* Aim of the exercise *
Whenever a line contains the string "TypeScript", copy it out of the entries.
╭──
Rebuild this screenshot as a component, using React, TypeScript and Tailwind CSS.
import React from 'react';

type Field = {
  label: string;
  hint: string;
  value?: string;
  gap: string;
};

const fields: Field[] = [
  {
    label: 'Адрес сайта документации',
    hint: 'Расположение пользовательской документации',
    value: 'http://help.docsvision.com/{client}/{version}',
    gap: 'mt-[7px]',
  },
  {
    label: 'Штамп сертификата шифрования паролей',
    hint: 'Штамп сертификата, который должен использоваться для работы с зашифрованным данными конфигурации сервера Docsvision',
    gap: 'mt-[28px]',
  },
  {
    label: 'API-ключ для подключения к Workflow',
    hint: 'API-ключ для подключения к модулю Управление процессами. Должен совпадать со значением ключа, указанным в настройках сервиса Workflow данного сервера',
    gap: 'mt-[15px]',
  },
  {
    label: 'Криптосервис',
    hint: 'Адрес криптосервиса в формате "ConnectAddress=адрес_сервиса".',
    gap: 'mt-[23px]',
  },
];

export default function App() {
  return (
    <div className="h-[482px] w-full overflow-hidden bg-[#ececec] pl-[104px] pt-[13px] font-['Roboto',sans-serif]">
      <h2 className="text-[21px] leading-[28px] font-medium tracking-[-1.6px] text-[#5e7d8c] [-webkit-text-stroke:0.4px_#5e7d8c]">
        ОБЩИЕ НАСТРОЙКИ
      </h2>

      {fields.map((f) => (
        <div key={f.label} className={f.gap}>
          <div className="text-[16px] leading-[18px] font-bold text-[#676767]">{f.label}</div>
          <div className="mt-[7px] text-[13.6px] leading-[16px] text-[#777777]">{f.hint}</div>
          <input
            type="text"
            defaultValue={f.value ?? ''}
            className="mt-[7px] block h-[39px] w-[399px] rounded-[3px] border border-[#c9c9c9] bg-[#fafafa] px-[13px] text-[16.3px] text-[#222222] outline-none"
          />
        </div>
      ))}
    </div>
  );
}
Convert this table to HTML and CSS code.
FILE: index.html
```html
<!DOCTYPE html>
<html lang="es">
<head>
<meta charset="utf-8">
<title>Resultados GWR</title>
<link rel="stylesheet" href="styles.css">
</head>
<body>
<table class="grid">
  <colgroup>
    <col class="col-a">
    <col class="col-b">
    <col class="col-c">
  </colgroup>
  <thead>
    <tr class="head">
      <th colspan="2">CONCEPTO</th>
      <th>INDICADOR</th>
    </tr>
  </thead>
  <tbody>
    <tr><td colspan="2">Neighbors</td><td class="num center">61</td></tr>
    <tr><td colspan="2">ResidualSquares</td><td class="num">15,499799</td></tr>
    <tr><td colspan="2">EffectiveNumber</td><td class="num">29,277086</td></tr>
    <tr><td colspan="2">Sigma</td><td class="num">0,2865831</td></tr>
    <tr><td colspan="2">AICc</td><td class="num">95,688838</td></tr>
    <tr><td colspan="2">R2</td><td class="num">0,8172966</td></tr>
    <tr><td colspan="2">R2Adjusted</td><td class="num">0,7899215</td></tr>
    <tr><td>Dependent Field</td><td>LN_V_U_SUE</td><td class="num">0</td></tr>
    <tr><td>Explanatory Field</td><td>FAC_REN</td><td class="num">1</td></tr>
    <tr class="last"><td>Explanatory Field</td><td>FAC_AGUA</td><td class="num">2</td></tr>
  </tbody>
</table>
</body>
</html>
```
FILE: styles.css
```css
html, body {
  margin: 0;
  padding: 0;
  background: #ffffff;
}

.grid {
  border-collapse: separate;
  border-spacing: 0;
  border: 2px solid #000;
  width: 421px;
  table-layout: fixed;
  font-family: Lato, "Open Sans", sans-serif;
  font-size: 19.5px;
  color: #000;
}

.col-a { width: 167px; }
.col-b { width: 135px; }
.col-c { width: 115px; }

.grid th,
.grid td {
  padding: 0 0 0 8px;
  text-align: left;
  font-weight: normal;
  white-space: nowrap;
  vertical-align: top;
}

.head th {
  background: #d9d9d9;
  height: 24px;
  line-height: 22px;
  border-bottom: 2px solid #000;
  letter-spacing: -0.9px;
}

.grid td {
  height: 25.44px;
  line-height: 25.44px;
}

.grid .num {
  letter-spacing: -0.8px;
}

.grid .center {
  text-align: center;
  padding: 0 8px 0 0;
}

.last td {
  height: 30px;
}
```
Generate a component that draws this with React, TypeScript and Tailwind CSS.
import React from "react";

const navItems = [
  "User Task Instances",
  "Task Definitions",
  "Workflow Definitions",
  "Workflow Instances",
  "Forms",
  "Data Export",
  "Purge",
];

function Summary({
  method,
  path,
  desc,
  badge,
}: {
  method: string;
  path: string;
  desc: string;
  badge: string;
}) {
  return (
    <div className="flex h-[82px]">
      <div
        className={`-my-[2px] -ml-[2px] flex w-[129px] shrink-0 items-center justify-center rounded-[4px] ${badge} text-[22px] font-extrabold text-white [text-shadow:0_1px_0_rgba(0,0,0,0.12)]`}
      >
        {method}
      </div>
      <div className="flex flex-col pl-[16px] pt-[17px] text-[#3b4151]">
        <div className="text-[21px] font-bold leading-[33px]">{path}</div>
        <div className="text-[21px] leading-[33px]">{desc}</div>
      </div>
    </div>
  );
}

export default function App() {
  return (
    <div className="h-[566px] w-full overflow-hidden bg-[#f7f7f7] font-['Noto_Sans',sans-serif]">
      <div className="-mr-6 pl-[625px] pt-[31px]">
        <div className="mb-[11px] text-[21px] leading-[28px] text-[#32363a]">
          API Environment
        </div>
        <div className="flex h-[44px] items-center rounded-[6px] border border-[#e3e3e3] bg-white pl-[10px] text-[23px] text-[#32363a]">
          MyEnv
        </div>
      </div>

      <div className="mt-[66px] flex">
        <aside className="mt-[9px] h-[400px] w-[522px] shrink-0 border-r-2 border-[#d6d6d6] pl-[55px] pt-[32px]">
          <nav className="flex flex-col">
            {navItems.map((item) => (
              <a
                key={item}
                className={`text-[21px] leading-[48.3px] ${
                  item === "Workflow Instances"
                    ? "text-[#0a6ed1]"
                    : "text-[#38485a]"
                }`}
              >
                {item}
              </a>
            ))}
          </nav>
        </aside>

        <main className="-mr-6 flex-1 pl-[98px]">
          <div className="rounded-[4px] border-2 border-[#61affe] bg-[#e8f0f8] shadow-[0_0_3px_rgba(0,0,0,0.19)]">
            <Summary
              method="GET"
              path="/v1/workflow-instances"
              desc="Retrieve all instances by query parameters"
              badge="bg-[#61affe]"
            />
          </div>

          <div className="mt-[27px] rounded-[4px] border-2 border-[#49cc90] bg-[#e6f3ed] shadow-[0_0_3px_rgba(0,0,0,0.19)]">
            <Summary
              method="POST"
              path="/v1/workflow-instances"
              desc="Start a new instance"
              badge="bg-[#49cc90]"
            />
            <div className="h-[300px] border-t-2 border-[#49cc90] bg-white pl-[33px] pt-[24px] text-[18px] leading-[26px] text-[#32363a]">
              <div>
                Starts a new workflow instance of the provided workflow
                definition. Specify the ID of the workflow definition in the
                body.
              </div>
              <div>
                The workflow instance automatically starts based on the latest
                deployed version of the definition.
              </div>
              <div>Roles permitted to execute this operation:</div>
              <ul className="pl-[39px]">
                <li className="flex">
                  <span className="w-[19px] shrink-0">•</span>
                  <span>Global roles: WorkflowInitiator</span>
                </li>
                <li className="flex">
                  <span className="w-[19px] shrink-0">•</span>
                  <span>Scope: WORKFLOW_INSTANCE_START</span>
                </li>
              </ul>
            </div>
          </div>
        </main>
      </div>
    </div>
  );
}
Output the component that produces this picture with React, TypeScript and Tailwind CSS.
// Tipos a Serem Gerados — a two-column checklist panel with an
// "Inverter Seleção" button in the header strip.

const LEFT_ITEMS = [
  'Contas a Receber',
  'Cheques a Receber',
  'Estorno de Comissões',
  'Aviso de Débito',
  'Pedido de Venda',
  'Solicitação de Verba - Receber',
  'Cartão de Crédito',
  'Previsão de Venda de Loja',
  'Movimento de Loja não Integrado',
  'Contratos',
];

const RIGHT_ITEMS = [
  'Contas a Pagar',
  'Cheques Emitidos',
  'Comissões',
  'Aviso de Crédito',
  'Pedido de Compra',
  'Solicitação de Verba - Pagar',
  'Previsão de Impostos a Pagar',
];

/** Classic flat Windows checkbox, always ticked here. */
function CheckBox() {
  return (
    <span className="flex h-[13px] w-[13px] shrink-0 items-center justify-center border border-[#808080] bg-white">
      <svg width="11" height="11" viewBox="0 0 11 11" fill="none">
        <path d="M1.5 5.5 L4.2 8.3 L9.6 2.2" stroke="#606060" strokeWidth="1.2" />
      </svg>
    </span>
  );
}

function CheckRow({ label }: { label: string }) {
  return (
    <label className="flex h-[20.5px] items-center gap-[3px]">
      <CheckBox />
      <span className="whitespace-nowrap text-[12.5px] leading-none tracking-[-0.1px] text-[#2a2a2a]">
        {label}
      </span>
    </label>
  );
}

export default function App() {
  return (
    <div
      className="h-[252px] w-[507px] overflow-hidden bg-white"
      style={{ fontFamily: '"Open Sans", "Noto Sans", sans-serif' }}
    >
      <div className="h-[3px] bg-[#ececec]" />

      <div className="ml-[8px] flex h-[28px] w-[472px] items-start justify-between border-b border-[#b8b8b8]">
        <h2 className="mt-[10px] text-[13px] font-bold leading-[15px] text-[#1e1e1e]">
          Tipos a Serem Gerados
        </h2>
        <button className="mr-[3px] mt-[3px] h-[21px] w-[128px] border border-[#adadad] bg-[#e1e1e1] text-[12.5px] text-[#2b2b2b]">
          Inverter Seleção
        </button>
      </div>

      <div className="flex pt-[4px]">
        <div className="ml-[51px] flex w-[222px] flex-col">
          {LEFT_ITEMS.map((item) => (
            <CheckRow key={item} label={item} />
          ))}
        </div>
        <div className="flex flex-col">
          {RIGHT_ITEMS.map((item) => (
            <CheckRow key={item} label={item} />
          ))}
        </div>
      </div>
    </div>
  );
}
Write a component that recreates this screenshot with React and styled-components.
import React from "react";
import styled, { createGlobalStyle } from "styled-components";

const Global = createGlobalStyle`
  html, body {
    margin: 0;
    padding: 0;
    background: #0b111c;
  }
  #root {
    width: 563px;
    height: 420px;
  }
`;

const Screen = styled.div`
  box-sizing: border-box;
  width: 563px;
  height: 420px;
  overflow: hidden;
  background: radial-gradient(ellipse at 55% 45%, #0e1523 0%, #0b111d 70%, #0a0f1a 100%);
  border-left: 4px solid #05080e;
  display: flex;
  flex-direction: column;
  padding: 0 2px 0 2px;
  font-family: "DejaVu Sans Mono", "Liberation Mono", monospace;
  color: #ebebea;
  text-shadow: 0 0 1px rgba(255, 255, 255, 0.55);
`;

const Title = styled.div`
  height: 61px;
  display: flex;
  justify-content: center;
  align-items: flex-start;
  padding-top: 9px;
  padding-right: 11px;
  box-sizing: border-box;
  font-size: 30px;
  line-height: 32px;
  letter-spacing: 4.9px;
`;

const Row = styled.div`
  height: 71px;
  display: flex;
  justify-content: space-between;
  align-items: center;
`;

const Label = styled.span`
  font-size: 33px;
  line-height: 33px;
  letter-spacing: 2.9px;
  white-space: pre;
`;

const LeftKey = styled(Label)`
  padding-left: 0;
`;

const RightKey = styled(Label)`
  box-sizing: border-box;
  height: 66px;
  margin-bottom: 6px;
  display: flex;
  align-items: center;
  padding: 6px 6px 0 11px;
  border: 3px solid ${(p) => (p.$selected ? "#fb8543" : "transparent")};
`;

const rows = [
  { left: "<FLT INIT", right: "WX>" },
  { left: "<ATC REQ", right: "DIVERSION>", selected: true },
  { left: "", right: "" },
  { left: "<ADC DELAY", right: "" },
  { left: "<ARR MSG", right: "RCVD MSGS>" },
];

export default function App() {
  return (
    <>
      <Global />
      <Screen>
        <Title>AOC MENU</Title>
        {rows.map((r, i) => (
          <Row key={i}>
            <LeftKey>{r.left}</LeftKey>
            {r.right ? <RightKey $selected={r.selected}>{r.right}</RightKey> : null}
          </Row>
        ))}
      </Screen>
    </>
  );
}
╰──
* Answer to the problem *
Rebuild this screenshot as a component, using React, TypeScript and Tailwind CSS.
Generate a component that draws this with React, TypeScript and Tailwind CSS.
Output the component that produces this picture with React, TypeScript and Tailwind CSS.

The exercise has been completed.